What is needed: Write the data out again, character for character, with no images.
╭─ Given information
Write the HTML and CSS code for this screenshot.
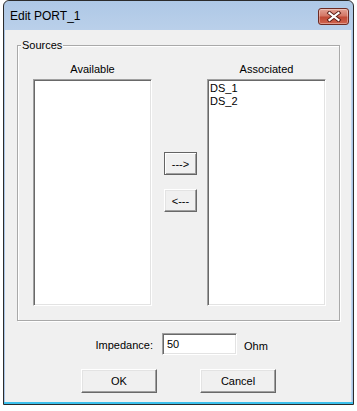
FILE: index.html
```html
<!DOCTYPE html>
<html lang="en">
<head>
    <meta charset="UTF-8">
    <meta name="viewport" content="width=device-width, initial-scale=1.0">
    <title>Edit PORT_1</title>
    <link rel="stylesheet" href="styles.css">
</head>
<body>
    <div class="window">
        <div class="titlebar">
            <span class="title">Edit PORT_1</span>
            <button class="close" type="button" aria-label="Close">
                <svg width="16" height="11" viewBox="0 0 16 11">
                    <path d="M3.5 2 L12.5 9 M12.5 2 L3.5 9" stroke="#5a1d16" stroke-width="4" stroke-linecap="square" fill="none"/>
                    <path d="M3.5 2 L12.5 9 M12.5 2 L3.5 9" stroke="#fff" stroke-width="2.2" stroke-linecap="square" fill="none"/>
                </svg>
            </button>
        </div>
        <div class="client">
            <div class="group">
                <span class="group-title">Sources</span>
                <div class="column">
                    <div class="col-label">Available</div>
                    <div class="listbox"></div>
                </div>
                <div class="mover">
                    <button class="btn small focused" type="button">---&gt;</button>
                    <button class="btn small" type="button">&lt;---</button>
                </div>
                <div class="column">
                    <div class="col-label">Associated</div>
                    <div class="listbox">
                        <div class="item">DS_1</div>
                        <div class="item">DS_2</div>
                    </div>
                </div>
            </div>
            <div class="impedance">
                <label class="imp-label" for="imp">Impedance:</label>
                <input class="field" id="imp" type="text" value="50">
                <span class="unit">Ohm</span>
            </div>
            <div class="actions">
                <button class="btn wide" type="button">OK</button>
                <button class="btn wide" type="button">Cancel</button>
            </div>
        </div>
    </div>
</body>
</html>
```

FILE: styles.css
```css
body {
    margin: 0;
    background: #fff;
    font-family: 'Liberation Sans', Arial, sans-serif;
    font-size: 11px;
    color: #000;
}
.window {
    box-sizing: border-box;
    width: 351px;
    height: 405px;
    margin-left: 3px;
    border: 1px solid #2b2b2b;
    border-radius: 6px 6px 0 0;
    background: linear-gradient(#b3cbe7, #a9c4e4 30px, #a9c4e4);
    padding: 0 1px 2px 1px;
    box-shadow: inset 0 -2px 0 #3cc0ec;
}
.titlebar {
    height: 29px;
    display: flex;
    align-items: center;
    justify-content: space-between;
    padding: 0 3px 0 5px;
    background: linear-gradient(#aec8e6, #bad0ea);
    border-radius: 5px 5px 0 0;
}
.title {
    font-size: 12px;
    color: #000;
    padding-top: 1px;
}
.close {
    box-sizing: border-box;
    width: 31px;
    height: 17px;
    margin-top: 2px;
    padding: 0;
    border: 1px solid #6d2a22;
    border-radius: 3px;
    background: linear-gradient(#e2a295, #d47766 45%, #c04a36 55%, #d0634e);
    box-shadow: inset 0 0 0 1px rgba(255, 255, 255, 0.35);
    display: flex;
    align-items: center;
    justify-content: center;
}
.client {
    box-sizing: border-box;
    height: 372px;
    background: #f0f0f0;
    padding-top: 15px;
    border-right: 1px solid #c3d7ee;
}
.group {
    position: relative;
    box-sizing: border-box;
    width: 323px;
    height: 276px;
    margin-left: 12px;
    border: 1px solid #a9a9a9;
    padding: 17px 13px 14px 15px;
    display: flex;
    box-shadow: 1px 1px 0 #fff, inset 1px 1px 0 #fff;
}
.group-title {
    position: absolute;
    top: -7px;
    left: 3px;
    padding: 0 1px;
    line-height: 13px;
    background: #f0f0f0;
}
.column {
    width: 119px;
    display: flex;
    flex-direction: column;
}
.col-label {
    line-height: 13px;
    height: 13px;
    margin-bottom: 3px;
    text-align: center;
}
.listbox {
    box-sizing: border-box;
    height: 227px;
    background: #fff;
    border-style: solid;
    border-width: 1px;
    border-color: #a0a0a0 #fff #fff #a0a0a0;
    box-shadow: inset 1px 1px 0 #696969, inset -1px -1px 0 #e3e3e3;
    padding: 2px 2px;
}
.item {
    line-height: 13px;
}
.mover {
    width: 33px;
    margin: 0 10px 0 12px;
    padding-top: 89px;
    display: flex;
    flex-direction: column;
    gap: 14px;
}
.btn {
    box-sizing: border-box;
    font-family: 'Liberation Sans', Arial, sans-serif;
    font-size: 11px;
    color: #000;
    background: #f0f0f0;
    border-style: solid;
    border-width: 1px;
    border-color: #fff #696969 #696969 #fff;
    box-shadow: inset -1px -1px 0 #a0a0a0, inset 1px 1px 0 #e3e3e3;
    padding: 0;
}
.btn.small {
    width: 33px;
    height: 23px;
}
.btn.focused {
    border-color: #646464;
    box-shadow: inset 1px 1px 0 #fff, inset -1px -1px 0 #a0a0a0;
}
.impedance {
    display: flex;
    align-items: center;
    margin-top: 12px;
    height: 22px;
}
.imp-label {
    width: 148px;
    text-align: right;
    margin-right: 9px;
    padding-top: 1px;
}
.field {
    box-sizing: border-box;
    width: 75px;
    height: 22px;
    margin: 0;
    padding: 0 0 0 4px;
    font-family: 'Liberation Sans', Arial, sans-serif;
    font-size: 11px;
    color: #000;
    background: #fff;
    border-style: solid;
    border-width: 1px;
    border-color: #a0a0a0 #fff #fff #a0a0a0;
    box-shadow: inset 1px 1px 0 #696969, inset -1px -1px 0 #e3e3e3;
    outline: none;
}
.unit {
    margin-left: 7px;
    padding-top: 4px;
}
.actions {
    display: flex;
    gap: 43px;
    margin-top: 14px;
    padding-left: 76px;
}
.btn.wide {
    width: 76px;
    height: 24px;
}
```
╰─
Task solution:
Write the HTML and CSS code for this screenshot.
FILE: index.html
```html
<!DOCTYPE html>
<html lang="en">
<head>
    <meta charset="UTF-8">
    <meta name="viewport" content="width=device-width, initial-scale=1.0">
    <title>Edit PORT_1</title>
    <link rel="stylesheet" href="styles.css">
</head>
<body>
    <div class="window">
        <div class="titlebar">
            <span class="title">Edit PORT_1</span>
            <button class="close" type="button" aria-label="Close">
                <svg width="16" height="11" viewBox="0 0 16 11">
                    <path d="M3.5 2 L12.5 9 M12.5 2 L3.5 9" stroke="#5a1d16" stroke-width="4" stroke-linecap="square" fill="none"/>
                    <path d="M3.5 2 L12.5 9 M12.5 2 L3.5 9" stroke="#fff" stroke-width="2.2" stroke-linecap="square" fill="none"/>
                </svg>
            </button>
        </div>
        <div class="client">
            <div class="group">
                <span class="group-title">Sources</span>
                <div class="column">
                    <div class="col-label">Available</div>
                    <div class="listbox"></div>
                </div>
                <div class="mover">
                    <button class="btn small focused" type="button">---&gt;</button>
                    <button class="btn small" type="button">&lt;---</button>
                </div>
                <div class="column">
                    <div class="col-label">Associated</div>
                    <div class="listbox">
                        <div class="item">DS_1</div>
                        <div class="item">DS_2</div>
                    </div>
                </div>
            </div>
            <div class="impedance">
                <label class="imp-label" for="imp">Impedance:</label>
                <input class="field" id="imp" type="text" value="50">
                <span class="unit">Ohm</span>
            </div>
            <div class="actions">
                <button class="btn wide" type="button">OK</button>
                <button class="btn wide" type="button">Cancel</button>
            </div>
        </div>
    </div>
</body>
</html>
```

FILE: styles.css
```css
body {
    margin: 0;
    background: #fff;
    font-family: 'Liberation Sans', Arial, sans-serif;
    font-size: 11px;
    color: #000;
}
.window {
    box-sizing: border-box;
    width: 351px;
    height: 405px;
    margin-left: 3px;
    border: 1px solid #2b2b2b;
    border-radius: 6px 6px 0 0;
    background: linear-gradient(#b3cbe7, #a9c4e4 30px, #a9c4e4);
    padding: 0 1px 2px 1px;
    box-shadow: inset 0 -2px 0 #3cc0ec;
}
.titlebar {
    height: 29px;
    display: flex;
    align-items: center;
    justify-content: space-between;
    padding: 0 3px 0 5px;
    background: linear-gradient(#aec8e6, #bad0ea);
    border-radius: 5px 5px 0 0;
}
.title {
    font-size: 12px;
    color: #000;
    padding-top: 1px;
}
.close {
    box-sizing: border-box;
    width: 31px;
    height: 17px;
    margin-top: 2px;
    padding: 0;
    border: 1px solid #6d2a22;
    border-radius: 3px;
    background: linear-gradient(#e2a295, #d47766 45%, #c04a36 55%, #d0634e);
    box-shadow: inset 0 0 0 1px rgba(255, 255, 255, 0.35);
    display: flex;
    align-items: center;
    justify-content: center;
}
.client {
    box-sizing: border-box;
    height: 372px;
    background: #f0f0f0;
    padding-top: 15px;
    border-right: 1px solid #c3d7ee;
}
.group {
    position: relative;
    box-sizing: border-box;
    width: 323px;
    height: 276px;
    margin-left: 12px;
    border: 1px solid #a9a9a9;
    padding: 17px 13px 14px 15px;
    display: flex;
    box-shadow: 1px 1px 0 #fff, inset 1px 1px 0 #fff;
}
.group-title {
    position: absolute;
    top: -7px;
    left: 3px;
    padding: 0 1px;
    line-height: 13px;
    background: #f0f0f0;
}
.column {
    width: 119px;
    display: flex;
    flex-direction: column;
}
.col-label {
    line-height: 13px;
    height: 13px;
    margin-bottom: 3px;
    text-align: center;
}
.listbox {
    box-sizing: border-box;
    height: 227px;
    background: #fff;
    border-style: solid;
    border-width: 1px;
    border-color: #a0a0a0 #fff #fff #a0a0a0;
    box-shadow: inset 1px 1px 0 #696969, inset -1px -1px 0 #e3e3e3;
    padding: 2px 2px;
}
.item {
    line-height: 13px;
}
.mover {
    width: 33px;
    margin: 0 10px 0 12px;
    padding-top: 89px;
    display: flex;
    flex-direction: column;
    gap: 14px;
}
.btn {
    box-sizing: border-box;
    font-family: 'Liberation Sans', Arial, sans-serif;
    font-size: 11px;
    color: #000;
    background: #f0f0f0;
    border-style: solid;
    border-width: 1px;
    border-color: #fff #696969 #696969 #fff;
    box-shadow: inset -1px -1px 0 #a0a0a0, inset 1px 1px 0 #e3e3e3;
    padding: 0;
}
.btn.small {
    width: 33px;
    height: 23px;
}
.btn.focused {
    border-color: #646464;
    box-shadow: inset 1px 1px 0 #fff, inset -1px -1px 0 #a0a0a0;
}
.impedance {
    display: flex;
    align-items: center;
    margin-top: 12px;
    height: 22px;
}
.imp-label {
    width: 148px;
    text-align: right;
    margin-right: 9px;
    padding-top: 1px;
}
.field {
    box-sizing: border-box;
    width: 75px;
    height: 22px;
    margin: 0;
    padding: 0 0 0 4px;
    font-family: 'Liberation Sans', Arial, sans-serif;
    font-size: 11px;
    color: #000;
    background: #fff;
    border-style: solid;
    border-width: 1px;
    border-color: #a0a0a0 #fff #fff #a0a0a0;
    box-shadow: inset 1px 1px 0 #696969, inset -1px -1px 0 #e3e3e3;
    outline: none;
}
.unit {
    margin-left: 7px;
    padding-top: 4px;
}
.actions {
    display: flex;
    gap: 43px;
    margin-top: 14px;
    padding-left: 76px;
}
.btn.wide {
    width: 76px;
    height: 24px;
}
```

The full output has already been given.